Quello che lei sceglierebbe, insomma, se fosse costretto a sceglierne uno?
«Molti pensano che Dio possa essere nelle leggi dell'Universo, un dio matematico. Una sorta di grande architetto del mondo. E questo in fondo può anche andar bene».
Piacerebbe anche al “nonno”?
«Voltaire non era ateo, era deista, ma ce l'aveva a morte con cristiani ed ebrei. Io penso che il dio meno all'altezza delle aspettative sia proprio quello costruito a nostra immagine.
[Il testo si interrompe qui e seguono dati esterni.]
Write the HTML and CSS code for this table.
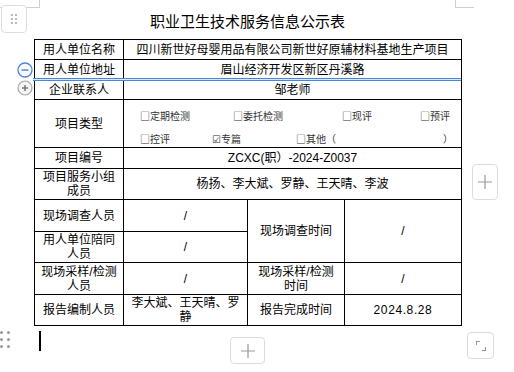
FILE: index.html
```html
<!DOCTYPE html>
<html lang="zh">
<head>
<meta charset="utf-8">
<link rel="stylesheet" href="styles.css">
</head>
<body>
<div class="page">
  <h1 class="title">职业卫生技术服务信息公示表</h1>
  <table class="info">
    <colgroup><col class="c1"><col class="c2"><col class="c3"><col class="c4"></colgroup>
    <tr class="h20"><td>用人单位名称</td><td colspan="3">四川新世好母婴用品有限公司新世好原辅材料基地生产项目</td></tr>
    <tr class="h20"><td>用人单位地址</td><td colspan="3">眉山经济开发区新区丹溪路</td></tr>
    <tr class="h20"><td>企业联系人</td><td colspan="3">邹老师</td></tr>
    <tr class="h48"><td>项目类型</td><td colspan="3" class="types">
      <div class="trow"><span class="w93">□定期检测</span><span class="w109">□委托检测</span><span class="w78">□现评</span><span>□预评</span></div>
      <div class="trow"><span class="w72">□控评</span><span class="w84"><span class="chk">☑</span>专篇</span><span class="w147">□其他（</span><span>）</span></div>
    </td></tr>
    <tr class="h21"><td>项目编号</td><td colspan="3">ZCXC(职）-2024-Z0037</td></tr>
    <tr class="h31"><td>项目服务小组<br>成员</td><td colspan="3">杨扬、李大斌、罗静、王天晴、李波</td></tr>
    <tr class="h32"><td>现场调查人员</td><td>/</td><td rowspan="2">现场调查时间</td><td rowspan="2">/</td></tr>
    <tr class="h31"><td>用人单位陪同<br>人员</td><td>/</td></tr>
    <tr class="h32"><td>现场采样/检测<br>人员</td><td>/</td><td>现场采样/检测<br>时间</td><td>/</td></tr>
    <tr class="h31"><td>报告编制人员</td><td>李大斌、王天晴、罗<br>静</td><td>报告完成时间</td><td class="date">2024.8.28</td></tr>
  </table>
</div>

<div class="crop crop-tl"></div>
<div class="crop crop-tr"></div>
<div class="handle-box"><span class="dots"><i></i><i></i><i></i><i></i><i></i><i></i></span></div>
<div class="sel-line"></div>
<svg class="row-minus" width="16" height="16" viewBox="0 0 16 16"><circle cx="8" cy="8" r="7" fill="#fff" stroke="#4a86d8" stroke-width="1.3"/><line x1="4.5" y1="8" x2="11.5" y2="8" stroke="#4a86d8" stroke-width="1.5"/></svg>
<svg class="row-plus" width="16" height="16" viewBox="0 0 16 16"><circle cx="8" cy="8" r="7" fill="#f4f4f4" stroke="#a8a8a8" stroke-width="1.2"/><line x1="5" y1="8" x2="11" y2="8" stroke="#777" stroke-width="1.5"/><line x1="8" y1="5" x2="8" y2="11" stroke="#777" stroke-width="1.5"/></svg>
<div class="btn btn-right"><svg width="14" height="14" viewBox="0 0 14 14"><path d="M7 0v14M0 7h14" stroke="#999" stroke-width="1.2"/></svg></div>
<div class="btn btn-bottom"><svg width="14" height="14" viewBox="0 0 14 14"><path d="M7 0v14M0 7h14" stroke="#999" stroke-width="1.2"/></svg></div>
<div class="btn btn-resize"><svg width="10" height="10" viewBox="0 0 10 10"><path d="M0 0h4v1H1v3H0z M10 10H6V9h3V6h1z" fill="#999"/></svg></div>
<div class="grip"><i></i><i></i><i></i><i></i><i></i><i></i></div>
<div class="caret"></div>
</body>
</html>
```

FILE: styles.css
```css
html, body {
  margin: 0;
  padding: 0;
  background: #fff;
}
body {
  width: 514px;
  height: 372px;
  overflow: hidden;
  position: relative;
  font-family: "Noto Sans CJK SC", "Noto Sans", sans-serif;
  color: #000;
}
.page {
  padding-left: 34px;
}
.title {
  margin: 0;
  width: 427px;
  height: 39px;
  box-sizing: border-box;
  padding-top: 11px;
  font-size: 15px;
  font-weight: normal;
  line-height: 20px;
  text-align: center;
  letter-spacing: 0;
}
.info {
  border-collapse: collapse;
  table-layout: fixed;
  width: 427px;
  font-family: "Liberation Sans", "Noto Sans CJK SC", sans-serif;
  font-size: 12px;
  line-height: 14px;
}
.c1 { width: 89px; }
.c2 { width: 124px; }
.c3 { width: 97px; }
.c4 { width: 117px; }
.info td {
  border: 1px solid #000;
  padding: 0 5px;
  text-align: center;
  vertical-align: middle;
  white-space: nowrap;
}
.h20 td { height: 19px; }
.h21 td { height: 20px; }
.h31 td { height: 30px; }
.h32 td { height: 31px; }
.h48 td { height: 47px; }
.info td.types {
  padding: 0;
  text-align: left;
  vertical-align: top;
  font-family: "Noto Sans CJK SC", sans-serif;
  font-size: 10px;
  color: #333;
}
.trow {
  display: flex;
  padding-left: 16px;
  line-height: 12px;
}
.trow:first-child { margin-top: 10px; }
.trow + .trow { margin-top: 11px; }
.trow span { flex: none; }
.chk { font-family: "DejaVu Sans", sans-serif; font-size: 10px; }
.w93 { width: 93px; }
.w109 { width: 109px; }
.w78 { width: 78px; }
.w72 { width: 72px; }
.w84 { width: 84px; }
.w147 { width: 147px; }
.date { letter-spacing: 0.6px; }

/* editor chrome overlays */
.crop { position: absolute; border-color: #cfcfcf; border-style: solid; }
.crop-tl { left: 0; top: 0; width: 39px; height: 7px; border-width: 0 1px 1px 0; }
.crop-tr { left: 455px; top: 0; width: 18px; height: 7px; border-width: 0 0 1px 1px; }
.handle-box {
  position: absolute;
  left: 1px; top: 5px;
  width: 24px; height: 26px;
  border: 1px solid #dedede;
  border-radius: 4px;
  background: #fff;
  display: flex;
  align-items: center;
  justify-content: center;
}
.dots {
  display: grid;
  grid-template-columns: 2px 2px;
  gap: 2px 2px;
}
.dots i { width: 2px; height: 2px; background: #b8b8b8; }
.sel-line {
  position: absolute;
  left: 33px; top: 78px;
  width: 428px; height: 1px;
  border-top: 1px solid #4a86d8;
  border-bottom: 1px solid #4a86d8;
  background: #dbe7f8;
}
.row-minus { position: absolute; left: 17px; top: 62px; }
.row-plus { position: absolute; left: 17px; top: 80px; }
.btn {
  position: absolute;
  border: 1px solid #dcdcdc;
  border-radius: 4px;
  background: #fff;
  display: flex;
  align-items: center;
  justify-content: center;
  box-sizing: border-box;
}
.btn-right { left: 472px; top: 164px; width: 26px; height: 36px; }
.btn-bottom { left: 230px; top: 337px; width: 35px; height: 27px; }
.btn-resize { left: 467px; top: 332px; width: 27px; height: 27px; }
.grip {
  position: absolute;
  left: 0; top: 331px;
  display: grid;
  grid-template-columns: 3px 3px;
  gap: 4px 4px;
}
.grip i { width: 3px; height: 3px; border-radius: 50%; background: #999; }
.caret {
  position: absolute;
  left: 39px; top: 331px;
  width: 2px; height: 20px;
  background: #000;
}
```
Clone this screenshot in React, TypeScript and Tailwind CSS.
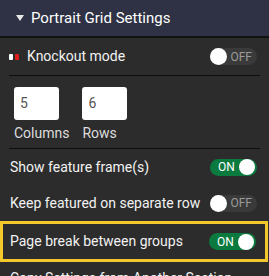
import React from 'react';

const Toggle: React.FC<{ on: boolean }> = ({ on }) => {
    if (on) {
        return (
            <div className="flex items-center justify-between w-[47px] h-[17px] rounded-full bg-[#0b7a3f] pl-[8px] pr-[2px]">
                <span className="text-[12px] leading-none text-white">ON</span>
                <span className="w-[16px] h-[16px] rounded-full bg-white" />
            </div>
        );
    }
    return (
        <div className="flex items-center justify-between w-[47px] h-[17px] rounded-full bg-[#3a3a3a] pr-[5px]">
            <span className="w-[17px] h-[17px] rounded-full bg-white" />
            <span className="text-[12px] leading-none text-[#9a9a9a]">OFF</span>
        </div>
    );
};

const SettingRow: React.FC<{ label: string; on: boolean }> = ({ label, on }) => (
    <div className="flex items-center justify-between h-[36px] pl-[10px] pr-[12px]">
        <span className="text-[14px] text-[#f2f2f2]">{label}</span>
        <Toggle on={on} />
    </div>
);

const App: React.FC = () => {
    return (
        <div
            className="w-[269px] h-[276px] overflow-hidden bg-[#2c2c2c] flex flex-col"
            style={{ fontFamily: 'Roboto, "Liberation Sans", sans-serif' }}
        >
            {/* Header */}
            <div className="flex items-center h-[38px] shrink-0 bg-[#2e3244] border-b-2 border-[#121212] pl-[16px] gap-[7px]">
                <svg width="8" height="6" viewBox="0 0 8 6">
                    <path d="M0 0 L8 0 L4 6 Z" fill="#e8e8e8" />
                </svg>
                <span className="text-[15px] text-white">Portrait Grid Settings</span>
            </div>

            {/* Knockout */}
            <div className="flex items-center justify-between h-[37px] shrink-0 pl-[9px] pr-[12px] mx-0">
                <div className="flex items-center gap-[8px]">
                    <div className="flex items-center gap-[2px]">
                        <span className="w-[4px] h-[6px] rounded-[1px] bg-white" />
                        <span className="w-[4px] h-[6px] rounded-[1px] bg-[#e01b1b]" />
                    </div>
                    <span className="text-[14px] text-[#f2f2f2]">Knockout mode</span>
                </div>
                <Toggle on={false} />
            </div>
            <div className="mx-[9px] h-px shrink-0 bg-[#0e0e0e]" />

            {/* Grid inputs */}
            <div className="flex gap-[13px] pl-[14px] pt-[11px] h-[72px] shrink-0">
                <div className="flex flex-col">
                    <div className="w-[45px] h-[33px] rounded-[3px] bg-white flex items-center pl-[6px] text-[14px] text-[#555]">5</div>
                    <span className="text-[14px] text-[#dcdcdc] mt-[3px]">Columns</span>
                </div>
                <div className="flex flex-col">
                    <div className="w-[45px] h-[33px] rounded-[3px] bg-white flex items-center pl-[6px] text-[14px] text-[#555]">6</div>
                    <span className="text-[14px] text-[#dcdcdc] mt-[3px]">Rows</span>
                </div>
            </div>
            <div className="mx-[9px] h-px shrink-0 bg-[#0e0e0e]" />

            <div className="pt-[0px] shrink-0">
                <SettingRow label="Show feature frame(s)" on={true} />
                <SettingRow label="Keep featured on separate row" on={false} />
            </div>

            {/* Highlighted row */}
            <div className="mt-[0px] h-[41px] shrink-0 border-[3px] border-[#f2c82c] flex items-center justify-between pl-[7px] pr-[9px] mr-[1px]">
                <span className="text-[14px] text-[#f2f2f2]">Page break between groups</span>
                <Toggle on={true} />
            </div>

            <div className="pl-[10px] pt-[6px] text-[14px] text-[#f2f2f2] whitespace-nowrap">
                Copy Settings from Another Section
            </div>
        </div>
    );
};

export default App;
Il dio di Spinoza, deus sive natura, è più vicino all'idea accettabile di dio».
La perfezione della natura però fa pensare che Dio esista...
«Non mi pare che la natura sia così perfetta. Siamo molto malfatti, manchiamo di pianificazione, Darwin perse la fede quando cominciò a capire come funzionava il processo di evoluzione. I mutamenti sono casuali, non determinati, Non c'è un progettista, e più la natura ha a che fare con la vita più è lasciata al caso. La mancanza di un progetto si vede proprio nelle parti della natura dove i credenti pensano di trovarla. C'è più Dio nei moti delle galassie che nell'uomo. Ma la seconda concezione è decisamente maggioritaria».